CHAPEL HILL, N.C. -- There has been controversy about whether life originated in a hot or cold environment, and about whether enough time has elapsed for life to have evolved to its present complexity.
But new research at the University of North Carolina at Chapel Hill investigating the effect of temperature on extremely slow chemical reactions suggests that the time required for evolution on a warm earth is shorter than critics might expect.
The findings are published in the Dec. 1, 2010, online early edition of the Proceedings of the National Academy of Sciences.
Enzymes, proteins that jump-start chemical reactions, are essential to life within cells of the human body and throughout nature.
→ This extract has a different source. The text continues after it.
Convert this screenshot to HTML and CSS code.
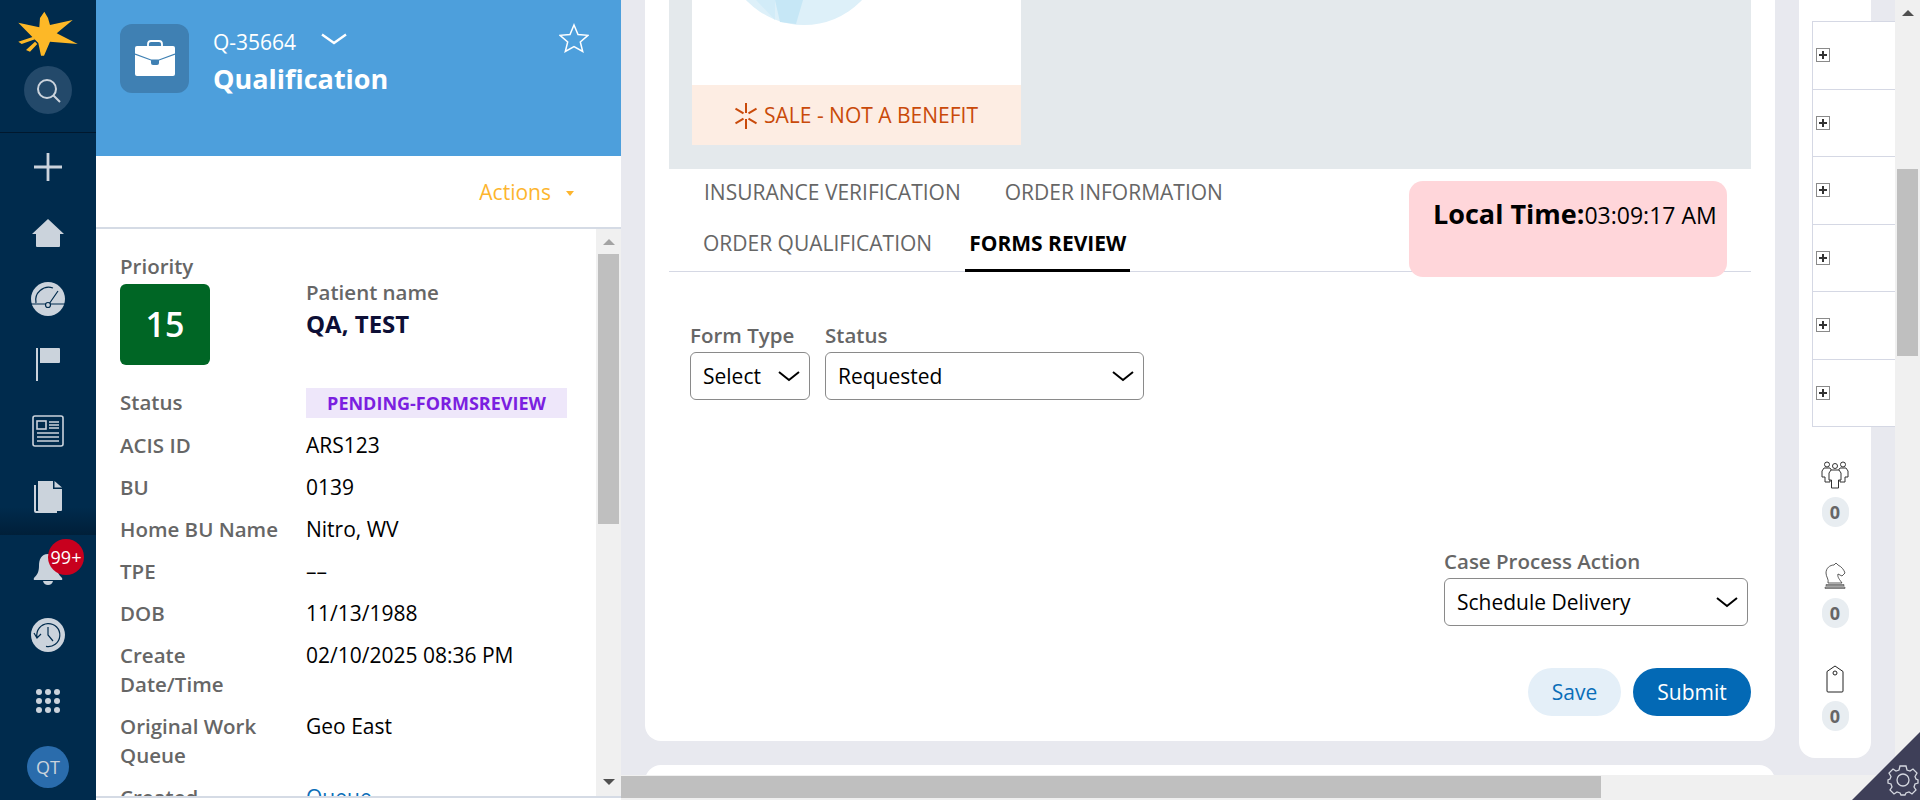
FILE: index.html
```html
<!DOCTYPE html>
<html lang="en">
<head>
  <meta charset="UTF-8" />
  <title>Qualification Q-35664</title>
  <link rel="stylesheet" href="styles.css">
</head>
<body>
  <div class="app">

    <nav class="nav">
      <div class="nav-top">
        <svg class="logo" width="64" height="48" viewBox="0 0 64 48">
          <path fill="#FDB827" d="M28.300 1.700 L32 8 L34 15 L56.700 10 L40.700 23.300 L61.700 34 L34 31.700 L28 45.700 L25 45.700 L22.300 33 L2.300 12.700 L23.300 17.300 L24 8 Z"/>
          <path fill="#FDB827" d="M2.300 31.700 L17.300 26.700 L19 29.300 L5.700 34 Z M10 40 L19 31.700 L21.300 34 L14 41.700 Z"/>
        </svg>
        <div class="search-btn">
          <svg width="28" height="28" viewBox="0 0 28 28" fill="none" stroke="#CBD3DC" stroke-width="2">
            <circle cx="13" cy="13" r="9"/><path d="M19.500 19.500 L26 26"/>
          </svg>
        </div>
      </div>
      <div class="nav-list">
        <div class="nav-item">
          <svg width="28" height="28" viewBox="0 0 28 28" fill="#CBD3DC"><path d="M12.600 0h2.800v12.600H28v2.800H15.400V28h-2.800V15.400H0v-2.800h12.600z"/></svg>
        </div>
        <div class="nav-item">
          <svg width="34" height="30" viewBox="0 0 34 30" fill="#CBD3DC"><path d="M17 1 L33 16 L29 16 L29 28 Q29 29 28 29 L6 29 Q5 29 5 28 L5 16 L1 16 Z"/></svg>
        </div>
        <div class="nav-item">
          <svg width="34" height="34" viewBox="0 0 34 34">
            <circle cx="17" cy="17" r="17" fill="#CBD3DC"/>
            <path d="M5 21 A13 13 0 0 1 22 6 M0 22 H34 M18 22 L27 9" fill="none" stroke="#002B4D" stroke-width="1.200"/>
            <circle cx="17" cy="23" r="2.500" fill="#CBD3DC" stroke="#002B4D" stroke-width="1.200"/>
          </svg>
        </div>
        <div class="nav-item">
          <svg width="26" height="34" viewBox="0 0 26 34" fill="#CBD3DC"><path d="M1 0h2v33H1z"/><path d="M5 0h19q1 0 1 1v13q0 1-1 1H5z"/></svg>
        </div>
        <div class="nav-item">
          <svg width="32" height="32" viewBox="0 0 32 32" fill="none" stroke="#CBD3DC" stroke-width="1.600">
            <rect x="1" y="1" width="30" height="30" rx="2"/><rect x="5" y="6" width="9" height="8"/>
            <path d="M17 7h10M17 10h10M17 13h10M5 18h22M5 22h22M5 26h22"/>
          </svg>
        </div>
        <div class="nav-item">
          <svg width="30" height="34" viewBox="0 0 30 34" fill="#CBD3DC"><path d="M3 5v26h21v2H3q-2 0-2-2V5z"/><path d="M5 1h15v8h9v21q0 1-1 1H6q-1 0-1-1z"/><path d="M21.500 1 L29 7.500 H21.500z"/></svg>
        </div>
      </div>
      <div class="nav-bottom">
        <div class="nav-item">
          <svg width="30" height="32" viewBox="0 0 30 32" fill="#CBD3DC"><path d="M15 1 C8 1 6 7 6 13 C6 19 4 22 1 25 Q0 27 2 27 H28 Q30 27 29 25 C26 22 24 19 24 13 C24 7 22 1 15 1z"/><path d="M10 28h10q-1 4-5 4t-5-4z"/></svg>
          <span class="badge">99+</span>
        </div>
        <div class="nav-item">
          <svg width="34" height="34" viewBox="0 0 34 34">
            <circle cx="17" cy="17" r="17" fill="#CBD3DC"/>
            <path d="M6 19 A11.500 11.500 0 1 1 15 28.300 M3 15 L6 20 L10 16 M17 9 V17 L22 23" fill="none" stroke="#002B4D" stroke-width="1.200"/>
          </svg>
        </div>
        <div class="nav-item">
          <div class="dots"><i></i><i></i><i></i><i></i><i></i><i></i><i></i><i></i><i></i></div>
        </div>
        <div class="nav-item"><span class="avatar">QT</span></div>
      </div>
    </nav>

    <aside class="case-panel">
      <header class="case-head">
        <div class="case-icon">
          <svg width="40" height="37" viewBox="0 0 40 37">
            <path d="M13 7V4q0-3 3-3h8q3 0 3 3v3" fill="none" stroke="#fff" stroke-width="1.800"/>
            <rect y="6" width="40" height="30" rx="2" fill="#fff"/>
            <path d="M0 14 L16 20 H24 L40 14" fill="none" stroke="#3F80B3" stroke-width="1.200"/>
            <path d="M16 20h8v3q0 2-2 2h-4q-2 0-2-2z" fill="#3F80B3"/>
          </svg>
        </div>
        <div class="case-title">
          <div class="case-id">
            Q-35664
            <svg class="case-chev" width="26" height="12" viewBox="0 0 26 12" fill="none" stroke="#fff" stroke-width="2.400"><path d="M1 1.500 L13 10 L25 1.500"/></svg>
          </div>
          <h1>Qualification</h1>
        </div>
        <svg class="star" width="30" height="30" viewBox="0 0 30 30" fill="none" stroke="#fff" stroke-width="1.500"><path d="M15 2 L19 11.500 L29 12.300 L21.300 19 L23.700 28.500 L15 23.500 L6.300 28.500 L8.700 19 L1 12.300 L11 11.500 Z"/></svg>
      </header>
      <div class="actions-bar">
        <span>Actions</span><i class="caret"></i>
      </div>
      <div class="case-body">
        <div class="case-info">
          <div class="summary">
            <div class="priority">
              <div class="label">Priority</div>
              <div class="priority-box">15</div>
            </div>
            <div class="patient">
              <div class="label">Patient name</div>
              <div class="patient-name">QA, TEST</div>
            </div>
          </div>
          <div class="info-row status-row"><div class="label">Status</div><div class="chip">PENDING-FORMSREVIEW</div></div>
          <div class="info-row"><div class="label">ACIS ID</div><div>ARS123</div></div>
          <div class="info-row"><div class="label">BU</div><div>0139</div></div>
          <div class="info-row"><div class="label">Home BU Name</div><div>Nitro, WV</div></div>
          <div class="info-row"><div class="label">TPE</div><div>––</div></div>
          <div class="info-row"><div class="label">DOB</div><div>11/13/1988</div></div>
          <div class="info-row"><div class="label">Create<br>Date/Time</div><div>02/10/2025 08:36 PM</div></div>
          <div class="info-row"><div class="label">Original Work<br>Queue</div><div>Geo East</div></div>
          <div class="info-row"><div class="label">Created</div><div class="link">Queue</div></div>
        </div>
        <div class="vscroll panel-scroll">
          <i class="arrow-up"></i>
          <div class="thumb"></div>
          <i class="arrow-down"></i>
        </div>
      </div>
    </aside>

    <div class="workspace">
      <div class="work-area">
        <main class="main-col">
          <section class="card">
            <div class="banner">
              <div class="benefit">
                <div class="benefit-img">
                  <svg width="329" height="85" viewBox="0 0 329 85">
                    <circle cx="112" cy="-55" r="80" fill="#DDF0F9"/>
                    <path d="M83 0 L88 22 L104 24 L111 0 Z" fill="#C6E7F6"/>
                    <path d="M64 0 L83 20 L83 0 Z" fill="#D2ECF8"/>
                  </svg>
                </div>
                <div class="benefit-tag">
                  <svg width="22" height="26" viewBox="0 0 22 26" fill="#C94A0A"><path d="M10 0h2v10h-2zM10 16h2v10h-2zM0 6.500l1-1.700 8 4.700-1 1.700zM13 16.500l1-1.700 8 4.700-1 1.700zM0 19.500l8-4.700 1 1.700-8 4.700zM13 9.500l8-4.700 1 1.700-8 4.700z"/></svg>
                  SALE - NOT A BENEFIT
                </div>
              </div>
            </div>

            <div class="tabs">
              <div class="tab-row first">
                <span class="tab">INSURANCE VERIFICATION</span>
                <span class="tab">ORDER INFORMATION</span>
              </div>
              <div class="tab-row second">
                <span class="tab">ORDER QUALIFICATION</span>
                <span class="tab active">FORMS REVIEW</span>
              </div>
              <div class="local-time"><b>Local Time:</b>03:09:17 AM</div>
            </div>

            <div class="filters">
              <div class="field">
                <label class="label">Form Type</label>
                <div class="select small">Select
                  <svg class="chev" width="22" height="11" viewBox="0 0 22 11" fill="none" stroke="#000" stroke-width="2"><path d="M1 1 L11 9 L21 1"/></svg>
                </div>
              </div>
              <div class="field">
                <label class="label">Status</label>
                <div class="select status">Requested
                  <svg class="chev" width="22" height="11" viewBox="0 0 22 11" fill="none" stroke="#000" stroke-width="2"><path d="M1 1 L11 9 L21 1"/></svg>
                </div>
              </div>
            </div>

            <div class="process">
              <div class="field">
                <label class="label">Case Process Action</label>
                <div class="select action">Schedule Delivery
                  <svg class="chev" width="22" height="11" viewBox="0 0 22 11" fill="none" stroke="#000" stroke-width="2"><path d="M1 1 L11 9 L21 1"/></svg>
                </div>
              </div>
            </div>

            <div class="buttons">
              <button class="btn-save">Save</button>
              <button class="btn-submit">Submit</button>
            </div>
          </section>
          <section class="card next"></section>
        </main>

        <div class="side-col">
          <div class="side-card">
            <div class="expand-list">
              <div class="expand-row"><span class="plus"></span></div>
              <div class="expand-row"><span class="plus"></span></div>
              <div class="expand-row"><span class="plus"></span></div>
              <div class="expand-row"><span class="plus"></span></div>
              <div class="expand-row"><span class="plus"></span></div>
              <div class="expand-row"><span class="plus"></span></div>
            </div>
            <div class="counter people">
              <svg width="28" height="28" viewBox="0 0 28 28" fill="#fff" stroke="#333" stroke-width="1">
                <circle cx="6" cy="3.500" r="2.500"/><circle cx="14" cy="5" r="2.500"/><circle cx="22" cy="3.500" r="2.500"/>
                <path d="M3 7h6l2 3v8H9v3H4v-5H1v-6z"/><path d="M25 7h-6l-2 3v8h2v3h5v-5h3v-6z"/>
                <path d="M10 9h8l2 3v7h-2.500v8h-7v-8H8v-7z"/>
              </svg>
              <span class="count">0</span>
            </div>
            <div class="counter">
              <svg class="knight" width="22" height="28" viewBox="0 0 22 28" fill="#fff" stroke="#333" stroke-width="0.800">
                <path d="M4 21 C5 17 2 15 2 11 C2 6 6 3 10 3 L12 1 L14 3 C18 5 20 8 21 11 L18 14 L14 12 C13 15 16 18 18 21 Z"/>
                <path d="M2 22.500h18v1.500H2z" fill="#aaa" stroke-width="0.500"/><path d="M1 25h20v1.500H1z" fill="#aaa" stroke-width="0.500"/>
              </svg>
              <span class="count">0</span>
            </div>
            <div class="counter">
              <svg width="18" height="28" viewBox="0 0 18 28" fill="#fff" stroke="#222" stroke-width="1">
                <path d="M9 1 L17 6.500 V26 Q17 27 16 27 H2 Q1 27 1 26 V6.500 Z"/><circle cx="9" cy="8" r="2"/>
              </svg>
              <span class="count">0</span>
            </div>
          </div>
        </div>

        <div class="vscroll page-scroll">
          <i class="arrow-up"></i>
          <div class="thumb"></div>
        </div>
      </div>

      <div class="hscroll"><div class="hthumb"></div></div>
    </div>
  </div>

  <div class="corner">
    <svg width="68" height="68" viewBox="0 0 68 68">
      <path d="M68 0 V68 H0 Z" fill="#3E3F58"/>
      <g transform="translate(51 48)" fill="none" stroke="#D5D8E0" stroke-width="1.300">
        <circle r="6"/>
        <path d="M-3-14 L3-14 L4-10 L7-9 L10-11 L14-7 L12-3.500 L13-1 L15 0 L15 3 L12 4 L11 7 L13 10 L9 14 L6 12 L3 13 L2 15 L-2 15 L-3 13 L-6 12 L-9 14 L-13 10 L-11 7 L-12 4 L-15 3 L-15 0 L-13-1 L-12-3.500 L-14-7 L-10-11 L-7-9 L-4-10 Z"/>
      </g>
    </svg>
  </div>
</body>
</html>
```

FILE: styles.css
```css
* {
  margin: 0;
  padding: 0;
  box-sizing: border-box;
}

body {
  font-family: 'Open Sans', 'Noto Sans', sans-serif;
  font-size: 21px;
  line-height: 29px;
  color: #000;
  overflow: hidden;
}

.app {
  display: flex;
  height: 800px;
  overflow: hidden;
}

/* left nav */
.nav {
  width: 96px;
  flex-shrink: 0;
  background: #002B4D;
  display: flex;
  flex-direction: column;
}

.nav-top {
  height: 133px;
  border-bottom: 1px solid #00182e;
  display: flex;
  flex-direction: column;
  align-items: center;
  padding-top: 10px;
}

.search-btn {
  width: 48px;
  height: 48px;
  margin-top: 8px;
  border-radius: 50%;
  background: #23496A;
  display: flex;
  align-items: center;
  justify-content: center;
}

.nav-list {
  height: 402px;
  padding-top: 1px;
  background: linear-gradient(to bottom, #002B4D 93%, #001f39);
}

.nav-item {
  position: relative;
  height: 66px;
  display: flex;
  align-items: center;
  justify-content: center;
}

.nav-bottom {
  padding-top: 1px;
}

.badge {
  position: absolute;
  left: 48px;
  top: 3px;
  width: 36px;
  height: 36px;
  border-radius: 50%;
  background: #C8001E;
  color: #fff;
  font-size: 18px;
  line-height: 36px;
  text-align: center;
}

.dots {
  display: grid;
  grid-template-columns: repeat(3, 6px);
  gap: 3px;
}

.dots i {
  width: 6px;
  height: 6px;
  border-radius: 50%;
  background: #CBD3DC;
}

.avatar {
  width: 42px;
  height: 42px;
  border-radius: 50%;
  background: #2A6CAC;
  color: #CBD3DC;
  font-size: 18px;
  line-height: 42px;
  text-align: center;
}

/* case panel */
.case-panel {
  width: 525px;
  flex-shrink: 0;
  background: #fff;
  display: flex;
  flex-direction: column;
  height: 800px;
}

.case-head {
  height: 156px;
  background: #4D9FDC;
  color: #fff;
  display: flex;
  padding: 24px 24px 0;
}

.case-icon {
  width: 69px;
  height: 69px;
  border-radius: 12px;
  background: #3F80B3;
  display: flex;
  align-items: center;
  justify-content: center;
}

.case-title {
  margin-left: 24px;
  flex: 1;
}

.case-id {
  margin-top: 4px;
  display: flex;
  align-items: center;
}

.case-chev {
  margin: -8px 0 0 25px;
}

h1 {
  font-size: 27px;
  font-weight: 700;
  line-height: 36px;
  margin-top: 4px;
}

.star {
  margin-top: -1px;
  margin-right: 8px;
}

.actions-bar {
  height: 73px;
  padding: 2px 47px 0 0;
  border-bottom: 2px solid #D5DBE5;
  color: #FDB52E;
  display: flex;
  align-items: center;
  justify-content: flex-end;
}

.caret {
  width: 0;
  height: 0;
  margin-left: 15px;
  margin-top: 2px;
  border-left: 4px solid transparent;
  border-right: 4px solid transparent;
  border-top: 5px solid #FDB52E;
}

.case-body {
  height: 569px;
  border-bottom: 2px solid #D5DBE5;
  display: flex;
  overflow: hidden;
}

.case-info {
  flex: 1;
  padding: 23px 0 0 24px;
}

.label {
  color: #666;
  font-weight: 600;
  font-size: 20.500px;
  line-height: 29px;
}

.summary {
  display: flex;
  height: 136px;
}

.priority {
  width: 186px;
}

.priority-box {
  width: 90px;
  height: 81px;
  margin-top: 3px;
  border-radius: 6px;
  background: #006625;
  color: #fff;
  font-size: 34px;
  font-weight: 600;
  line-height: 81px;
  text-align: center;
}

.patient {
  padding-top: 26px;
}

.patient-name {
  font-size: 24px;
  font-weight: 700;
  line-height: 33px;
  color: #0D0F36;
}

.info-row {
  display: flex;
  margin-bottom: 13px;
}

.info-row .label {
  width: 186px;
  flex-shrink: 0;
}

.chip {
  width: 261px;
  height: 30px;
  background: #EEE7FA;
  color: #7B1FE0;
  font-size: 18px;
  font-weight: 700;
  line-height: 30px;
  text-align: center;
}

.status-row {
  height: 29px;
  margin-bottom: 14px;
}

.link {
  color: #0A6EB8;
}

/* scrollbars */
.vscroll {
  width: 25px;
  flex-shrink: 0;
  background: #F0F0F0;
  display: flex;
  flex-direction: column;
  align-items: center;
}

.arrow-up {
  width: 0;
  height: 0;
  margin-top: 10px;
  border-left: 6px solid transparent;
  border-right: 6px solid transparent;
  border-bottom: 6px solid #A3A3A3;
}

.arrow-down {
  width: 0;
  height: 0;
  margin-top: 255px;
  border-left: 6px solid transparent;
  border-right: 6px solid transparent;
  border-top: 6px solid #505050;
}

.thumb {
  width: 21px;
  background: #BFBFBF;
}

.panel-scroll .thumb {
  height: 270px;
  margin-top: 9px;
}

.page-scroll {
  height: 775px;
}

.page-scroll .arrow-up {
  border-bottom-color: #505050;
}

.page-scroll .thumb {
  height: 187px;
  margin-top: 153px;
}

.hscroll {
  height: 25px;
  background: #F0F0F0;
  padding: 1px 0 2px;
}

.hthumb {
  width: 980px;
  height: 22px;
  background: #BFBFBF;
}

/* main work area */
.workspace {
  flex: 1;
  display: flex;
  flex-direction: column;
  background: #E8E9EF;
}

.work-area {
  height: 775px;
  display: flex;
  overflow: hidden;
}

.main-col {
  width: 1130px;
  margin-left: 24px;
  flex-shrink: 0;
}

.card {
  background: #fff;
  height: 741px;
  padding: 0 24px;
  border-radius: 0 0 16px 16px;
}

.card.next {
  height: 60px;
  margin-top: 24px;
  border-radius: 16px 16px 0 0;
}

.banner {
  height: 169px;
  background: #E4E9EC;
  padding-left: 23px;
}

.benefit {
  width: 329px;
  height: 145px;
  background: #fff;
}

.benefit-img {
  height: 85px;
}

.benefit-img svg {
  display: block;
}

.benefit-tag {
  height: 60px;
  padding-top: 1px;
  background: #FDEDE3;
  color: #C94A0A;
  display: flex;
  align-items: center;
  justify-content: center;
  gap: 7px;
}

.tabs {
  position: relative;
  height: 103px;
  border-bottom: 1px solid #D5D8E4;
}

.tab-row {
  display: flex;
}

.tab-row.first {
  height: 49px;
  padding: 9px 0 0 35px;
  gap: 44px;
}

.tab-row.second {
  height: 54px;
  padding: 11px 0 0 34px;
  gap: 37px;
}

.tab {
  color: #666;
  height: 43px;
}

.tab.active {
  color: #000;
  font-weight: 700;
  padding: 0 4px;
  margin-left: -4px;
  border-bottom: 3px solid #000;
}

.local-time {
  position: absolute;
  left: 740px;
  top: 12px;
  width: 318px;
  height: 96px;
  padding: 15px 0 0 24px;
  background: #FFD6DA;
  border-radius: 14px;
  font-size: 23px;
  line-height: 36px;
}

.local-time b {
  font-size: 27px;
}

.filters {
  display: flex;
  gap: 15px;
  padding: 49px 0 0 21px;
}

.select {
  height: 48px;
  margin-top: 2px;
  border: 1px solid #8A8A8A;
  border-radius: 6px;
  background: #fff;
  display: flex;
  align-items: center;
  justify-content: space-between;
  padding: 0 9px 0 12px;
}

.select.small {
  width: 120px;
}

.select.status {
  width: 319px;
}

.select.action {
  width: 304px;
}

.process {
  display: flex;
  justify-content: flex-end;
  padding: 147px 3px 0 0;
}

.buttons {
  display: flex;
  justify-content: flex-end;
  gap: 12px;
  margin-top: 42px;
}

button {
  height: 48px;
  border: none;
  border-radius: 24px;
  font-family: inherit;
  font-size: 21px;
}

.btn-save {
  width: 93px;
  background: #E4EFF8;
  color: #0A6EB8;
}

.btn-submit {
  width: 118px;
  background: #0369B5;
  color: #fff;
  font-weight: 500;
}

/* side rail */
.side-col {
  width: 96px;
  margin-left: 24px;
  flex-shrink: 0;
}

.side-card {
  width: 72px;
  height: 758px;
  background: #fff;
  border-radius: 0 0 16px 16px;
  padding-top: 21px;
}

.expand-list {
  width: 83px;
  height: 406px;
  margin-left: 13px;
  background: #fff;
  border: 1px solid #D5D8E4;
  border-right: none;
  display: flex;
  flex-direction: column;
}

.expand-row {
  flex: 1;
  padding-left: 3px;
  display: flex;
  align-items: center;
  border-bottom: 1px solid #D5D8E4;
}

.expand-row:last-child {
  border-bottom: none;
}

.plus {
  width: 14px;
  height: 14px;
  border: 1px solid #8A8A8A;
  background: linear-gradient(#333, #333) center / 8px 2px no-repeat, linear-gradient(#333, #333) center / 2px 8px no-repeat, #fff;
}

.counter {
  display: flex;
  flex-direction: column;
  align-items: center;
  height: 102px;
  gap: 8px;
}

.counter.people {
  margin-top: 34px;
}

.knight {
  margin-top: -1px;
}

.count {
  width: 27px;
  height: 30px;
  border-radius: 14px;
  background: #E8EDF1;
  color: #666;
  font-size: 18px;
  font-weight: 700;
  line-height: 30px;
  text-align: center;
}

/* settings corner */
.corner {
  position: absolute;
  right: 0;
  bottom: 0;
  width: 68px;
  height: 68px;
}

.corner svg {
  display: block;
}
```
These molecules have gradually evolved to become more sophisticated and specific, said lead investigator Richard Wolfenden, PhD, Alumni Distinguished Professor of biochemistry and biophysics at the UNC School of Medicine.
To appreciate how powerful modern enzymes are, and the process of how they evolved, scientists need to know how quickly reactions occur in their absence.
Wolfenden's group measured the speed of chemical reactions, estimating that some of them take more than 2 billion years without an enzyme.
In the process of measuring slow reaction rates, "it gradually dawned on us that the slowest reactions are also the most temperature-dependent," Wolfenden said.
In general, the amount of influence temperature has on reaction speeds varies drastically, the group found. In one slow reaction, for instance, raising the temperature from 25 to 100 degrees Celsius increases the rate 10 million fold. "That is a shocker," Wolfenden said. "That's what's going to surprise people most, as it did me."
That is surprising, Wolfenden said, because a textbook rule in chemistry -- for more than a century --has been that the influence of temperature is modest. In particular, a doubling in reaction rate occurs when the temperature rises 10 degree Celsius, according to experiments done in 1866.
High temperatures were probably a crucial influence on reaction rates when life began forming in hot springs and submarine vents, Wolfenden said. Later, the cooling of the earth provided selective pressure for primitive enzymes to evolve and become more sophisticated, the Wolfenden's group hypothesizes.
Using two different reaction catalysts -- which are not protein enzymes but that may have resembled early precursors to enzymes -- the group put the hypothesis to the test. The catalyzed reactions are indeed far less sensitive to temperature, compared with reactions that are accelerated by catalysts. The results are consistent with our hypothesis, Wolfenden said.
Wolfenden's group plans to test the hypothesis using other catalysts. In the meantime, these findings are likely to influence how scientists think of the first primitive forms of life on earth, and may affect how researchers design and enhance the power of artificial catalysts, he added.
Study co-authors from UNC are Randy Stockbridge, PhD, Charles Lewis, Jr., PhD and research specialist Yang Yuan, MS. Support for the research came from the National Institute of General Medicine, a component of the National Institutes of Health.